Spirit Wrestler Gallery (Vancouver, Canada)

Tāne Mahuta • God of the Forest


  • Medium: kauri
  • Size: 24.5 × 10 × 12 inches
  • Reference Code: KC130301

The idea for this work came to me while watching the gymnastics in the 2000 Sydney Olympics. I was fascinated at the suppleness of the gymnasts and the ease in which they contorted their bodies as if they were made from some kind of synthetic material. The grace and precision of their routines although just minutes long, could only be achieved with great strength and flexibility which obviously came from years of specialized training and dedication. That in itself was inspiring and so I put pencil to paper and began designing a piece that would somehow capture these traits.

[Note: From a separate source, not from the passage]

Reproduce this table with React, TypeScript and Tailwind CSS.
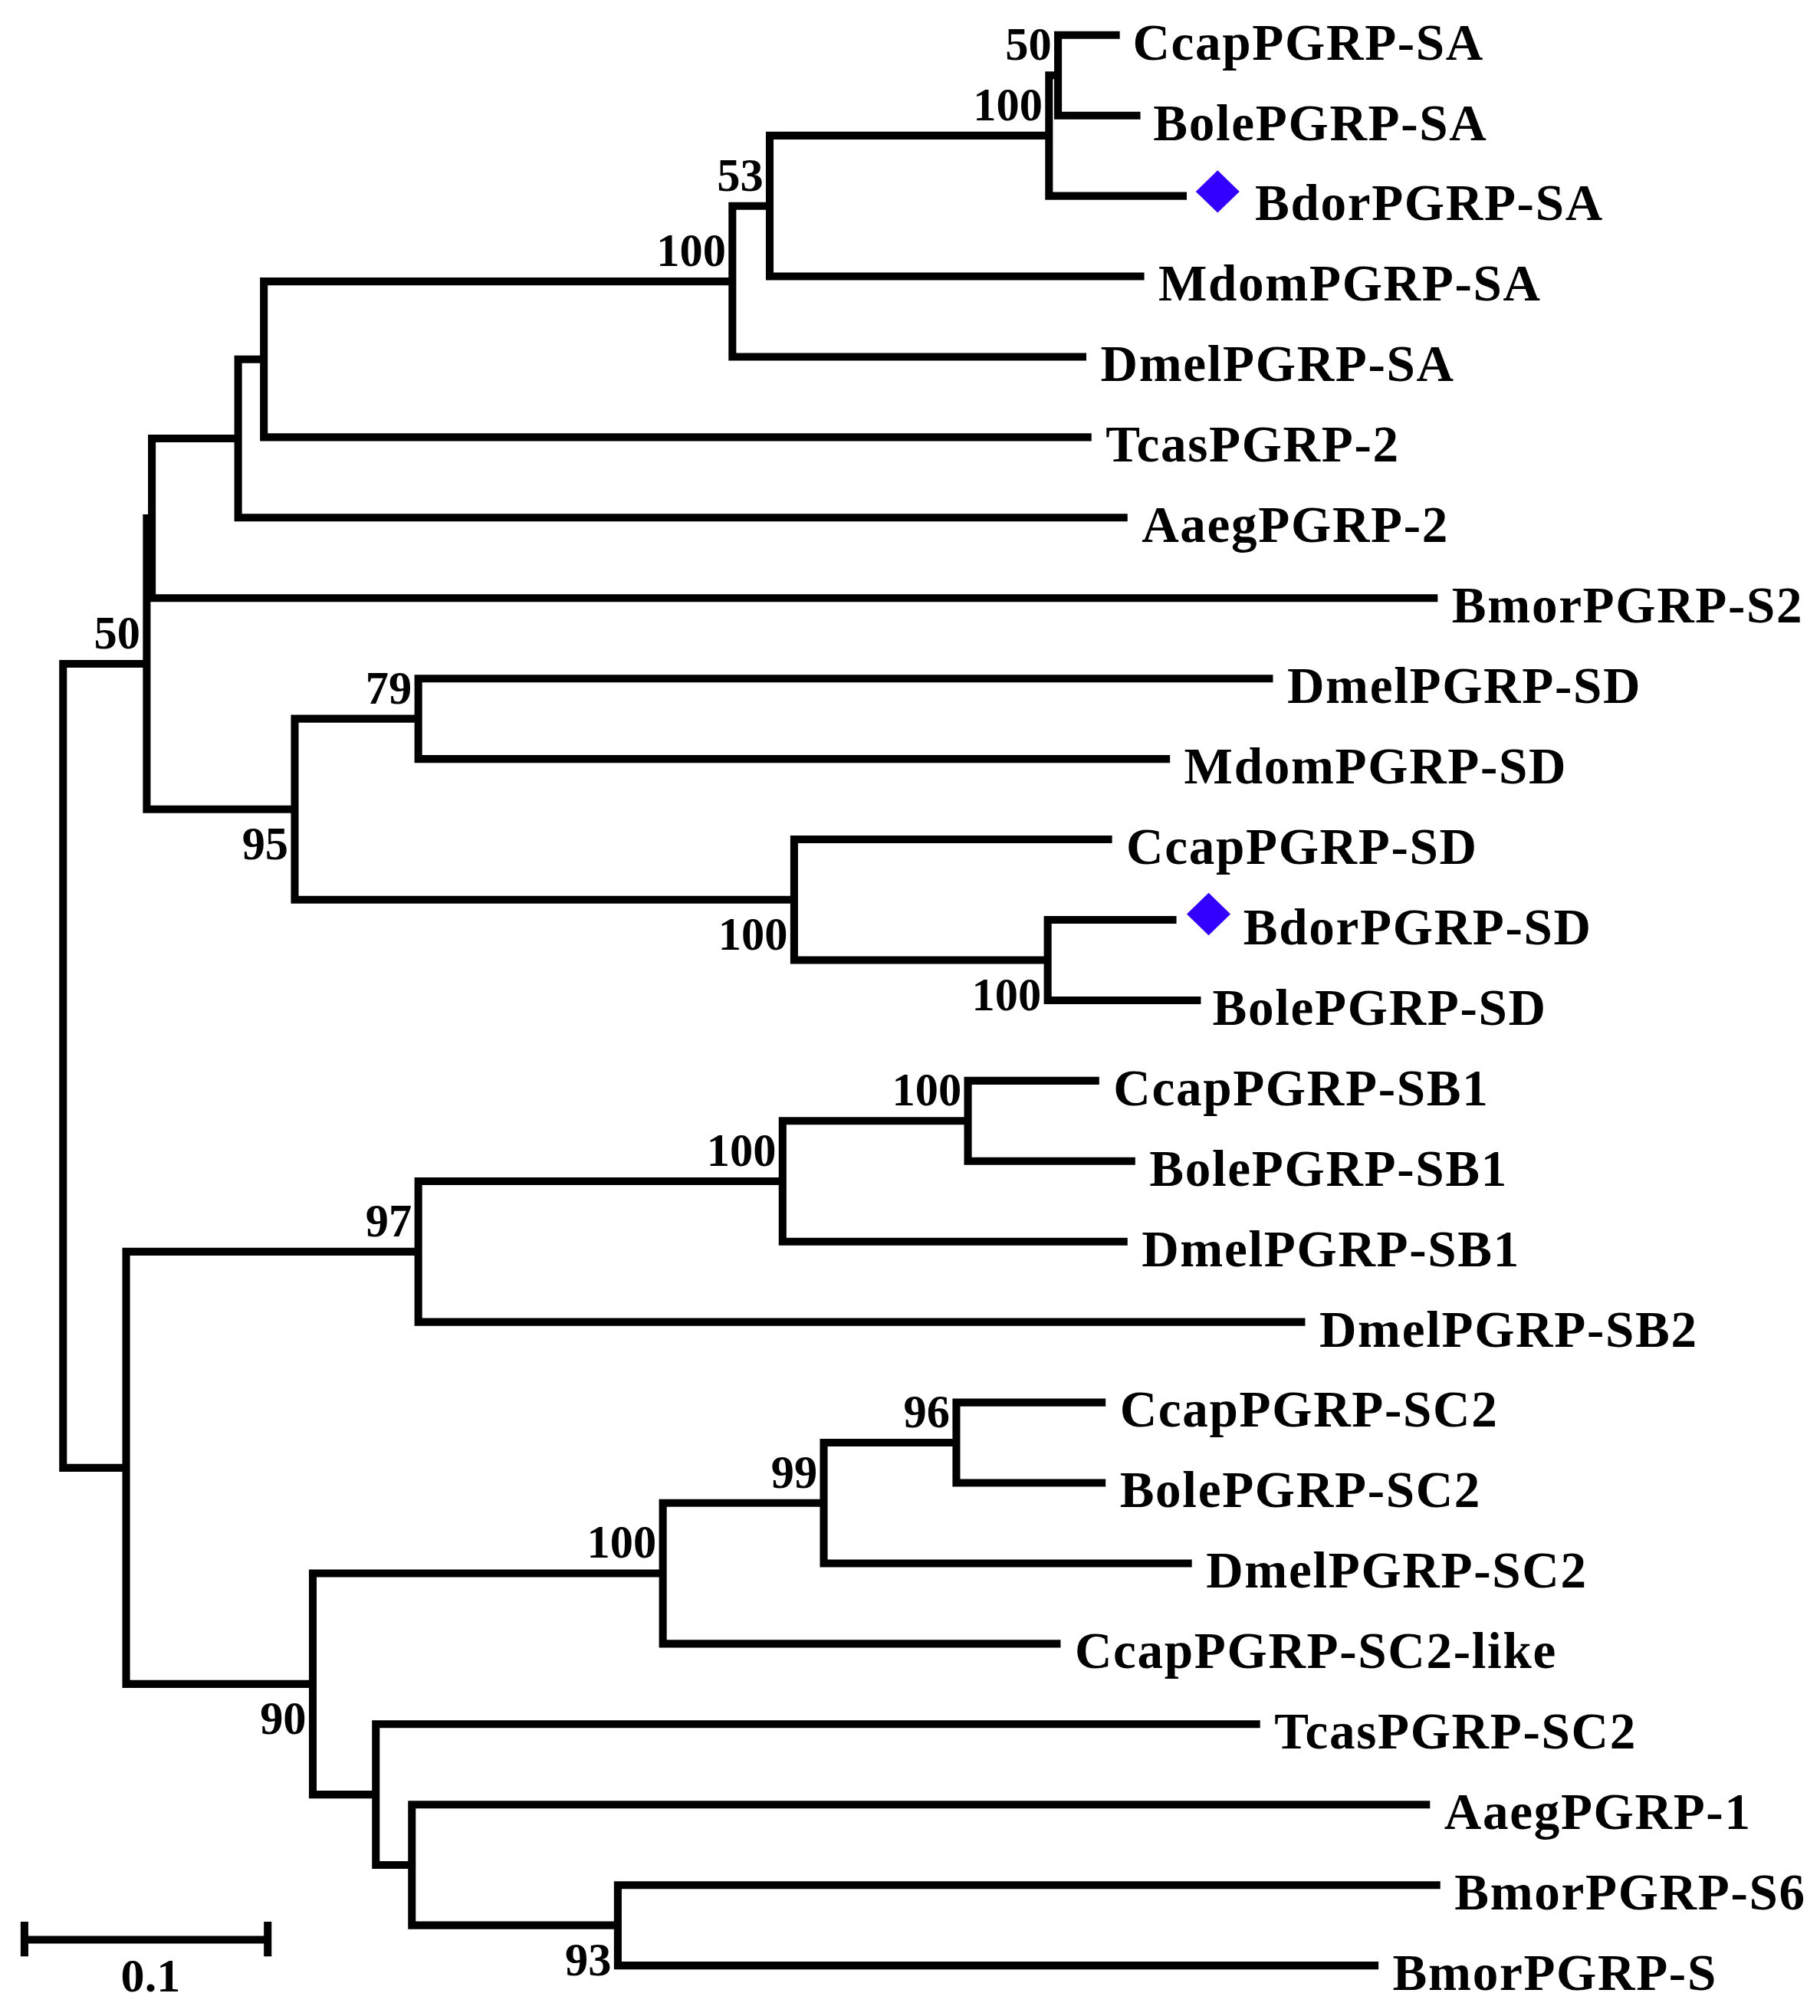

I finalized a design and was eager to see the sketch translate into 3-dimensional form. After working on the piece for sometime, I then for some unknown reason started to lose momentum and enthusiasm. Now I figure that this was mainly due to the wood itself, firstly not being quite the dimensions I needed and also the structure of the grain was inconsistent making it difficult to carve. I set the piece aside to work on something else and endeavored to rework it later when my mind was fresh again.

A few months went by and the piece got pushed further into the corner of the workshop and eventually became out of sight and therefore out of mind. Occasionally the thought of finishing it briefly came to my attention however I always seemed to other things to do, and so it remained half done and sat gathering dust in the corner.

Twelve years later Nigel Reading from the Spirit Wrestler Gallery came and stayed with me at my home in Rotorua and we discussed possible ideas for the Wero exhibition. Nigel spotted the piece in the shed and at that time my family and I were only weeks away from moving to Australia. He said to me “I really like that piece, it’s got good form and real potential. Why don’t you take that with you and finish it so that you have something to work on when you get there” and so that is exactly what I did.

Australia has lots of nasty creatures that will either bite or sting and in some cases can be deadly. The size of some of the insects is quite unbelievable and I found this out one morning walking down my street when I came across a massive grasshopper on the neighbour’s fence. Amazed at its size I stood and studied it for a while and then thought to myself “wow! that looks like my carving and so from that day it’s had the nickname Grasshopper.” The grasshopper encounter actually helped me to visualize the overall look of the piece and inspired the surface patterns and colours I would then use.

When I completed the piece I sat it on the workbench and thought back to the original concept and how the journey it took over all that time had quite literally transformed the sculpture into what was there in front of me. I could see in it an array of references that had inspired or influenced me over the twelve years it took to mature. I could even see how I had resolved and improved certain aspects as I developed as an artist over that period. Such an interesting story and the fact that it described a big chunk of my carving career warranted a special title. Normally the concept and title of an artwork comes to you at the beginning but because this work was unique in that it evolved and transformed over such a long period of time from its original concept I had to think carefully about it.

I finally came up with the title Tāne who in Māori ideology is god of the forest. He is responsible for all trees, birds and insect life that make up Aotearoa’s magnificent wilderness. This I felt was a fitting name that best described the finished form and all it entailed.

—Todd Couper

Todd Couper

Todd Couper


Ngāti Kahungunu

(1974- )

Todd attended Te Aute Boys College in Hawkes Bay from 1987 to 1991 and quickly excelled in art. In 1995, he completed the Diploma of Art, Craft and Māori Design at Waiariki Institute of Technology in Rotorua; he majored in woodcarving/sculpture and graduated with honours. It was during this time that he met Roi Toia, who was teaching there. Roi, impressed with his talent, invited Todd to apprentice with him. They continue to work together, but Todd has forged his own style and direction in carving, with commissioned pieces residing in collections in the United States, Canada, Australia and the Netherlands. He participated in Kiwa: Pacific Connections (2003) in Vancouver, Canada.